(tears pouring) Yeah this is my sad post ever. I dunno why but i do feel so touching today. Everything seems to be not right to me and i have to face it tough. Hard day. Truly,i do miss my family damn much. Being with them is the best part in my life. For this Ramadhan maybe i will not be back till raya. Stucking here in Lendu makes my life more to be like prison. Saturday today and many try to occupies their weekend with love ones. The other way round reflects me.
Being asked to berbuka puasa with her family and i just nod my head without thinking much more. Sorry but after a while i think i couldn't make it dear. At least thanks for the offering but..I feel like i'm disturbing in the middle of family gathering. Sorry for thinking this way. So so sorry. You might read this post but believe me that i'm okay and i don't mean anything. Kindly your family is just like mine. Love them. I make up my mind.

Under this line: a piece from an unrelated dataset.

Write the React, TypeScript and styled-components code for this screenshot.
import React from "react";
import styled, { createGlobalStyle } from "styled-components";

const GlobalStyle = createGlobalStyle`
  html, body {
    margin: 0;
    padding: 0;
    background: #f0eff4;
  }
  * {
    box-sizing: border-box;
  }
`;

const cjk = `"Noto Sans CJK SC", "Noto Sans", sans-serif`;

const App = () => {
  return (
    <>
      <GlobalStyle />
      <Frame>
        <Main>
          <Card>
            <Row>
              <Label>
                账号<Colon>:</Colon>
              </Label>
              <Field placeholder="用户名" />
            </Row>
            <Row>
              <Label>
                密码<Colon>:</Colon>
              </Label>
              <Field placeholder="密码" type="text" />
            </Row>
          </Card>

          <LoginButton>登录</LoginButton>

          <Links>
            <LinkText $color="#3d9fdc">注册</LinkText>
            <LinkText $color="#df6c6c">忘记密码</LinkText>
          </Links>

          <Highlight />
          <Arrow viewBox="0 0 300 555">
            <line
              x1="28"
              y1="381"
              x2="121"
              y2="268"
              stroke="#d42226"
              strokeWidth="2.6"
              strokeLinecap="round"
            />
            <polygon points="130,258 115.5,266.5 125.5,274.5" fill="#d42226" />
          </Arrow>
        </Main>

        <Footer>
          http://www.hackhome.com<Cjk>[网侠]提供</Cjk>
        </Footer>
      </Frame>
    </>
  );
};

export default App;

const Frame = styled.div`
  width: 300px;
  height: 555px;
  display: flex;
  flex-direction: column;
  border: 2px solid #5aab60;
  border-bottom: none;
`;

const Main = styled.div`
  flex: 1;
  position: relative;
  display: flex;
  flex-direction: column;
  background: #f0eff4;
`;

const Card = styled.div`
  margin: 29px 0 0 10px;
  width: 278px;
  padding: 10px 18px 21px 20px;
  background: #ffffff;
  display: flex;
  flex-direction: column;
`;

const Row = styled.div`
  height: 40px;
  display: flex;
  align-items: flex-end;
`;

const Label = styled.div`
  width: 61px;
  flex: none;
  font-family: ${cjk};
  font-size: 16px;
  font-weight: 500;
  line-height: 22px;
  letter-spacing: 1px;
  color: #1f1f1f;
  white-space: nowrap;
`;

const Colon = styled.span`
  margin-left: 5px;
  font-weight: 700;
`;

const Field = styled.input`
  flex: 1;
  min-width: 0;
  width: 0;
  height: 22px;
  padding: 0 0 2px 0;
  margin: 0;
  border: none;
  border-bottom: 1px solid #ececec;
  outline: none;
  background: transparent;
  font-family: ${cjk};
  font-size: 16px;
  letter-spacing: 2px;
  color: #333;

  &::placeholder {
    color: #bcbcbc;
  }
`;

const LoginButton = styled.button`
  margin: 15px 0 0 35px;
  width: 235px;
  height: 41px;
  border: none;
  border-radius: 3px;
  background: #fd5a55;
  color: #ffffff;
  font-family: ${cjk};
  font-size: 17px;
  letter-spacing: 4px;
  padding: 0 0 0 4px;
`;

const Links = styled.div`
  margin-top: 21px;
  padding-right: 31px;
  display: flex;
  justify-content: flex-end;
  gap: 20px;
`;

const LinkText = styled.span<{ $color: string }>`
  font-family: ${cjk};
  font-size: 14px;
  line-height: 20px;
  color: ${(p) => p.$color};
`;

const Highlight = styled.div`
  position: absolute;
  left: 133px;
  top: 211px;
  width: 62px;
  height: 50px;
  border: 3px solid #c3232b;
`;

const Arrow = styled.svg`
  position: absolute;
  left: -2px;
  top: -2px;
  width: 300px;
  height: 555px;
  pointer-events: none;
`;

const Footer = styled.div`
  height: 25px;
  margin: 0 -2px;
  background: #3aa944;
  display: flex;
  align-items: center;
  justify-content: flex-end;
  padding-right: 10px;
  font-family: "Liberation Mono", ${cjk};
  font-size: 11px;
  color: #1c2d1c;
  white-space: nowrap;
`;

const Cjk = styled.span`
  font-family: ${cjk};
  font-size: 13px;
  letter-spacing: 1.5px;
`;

Know what? I feel like wanna run away and get home as soon as i can. I wanna hug her that tight. Oh God,what had i done to her last day? I yelled up to her without ignoring her tiredness. At that time i was just woke up and what she says makes me offended. Sorry mum. I couldn't gain my conscious at that time really. And because of that i couldn't escape thinking of it till now. I wanna seek forgiveness now but i'm not that ready. Sinful child perhaps me.
Okay now i feel 100 times much better after writing. No one to compromise so i'll choose this way. More better though. Seriously stucking here makes no mood in celebrating hari raya. Should i count my fingers out on how many days more to go? No i don't want. I insist.
Okay one more,please don't try to test my patience or else what goes around come around plus don't simply put blame on others easily. It's so freaking annoying. Thumbs up.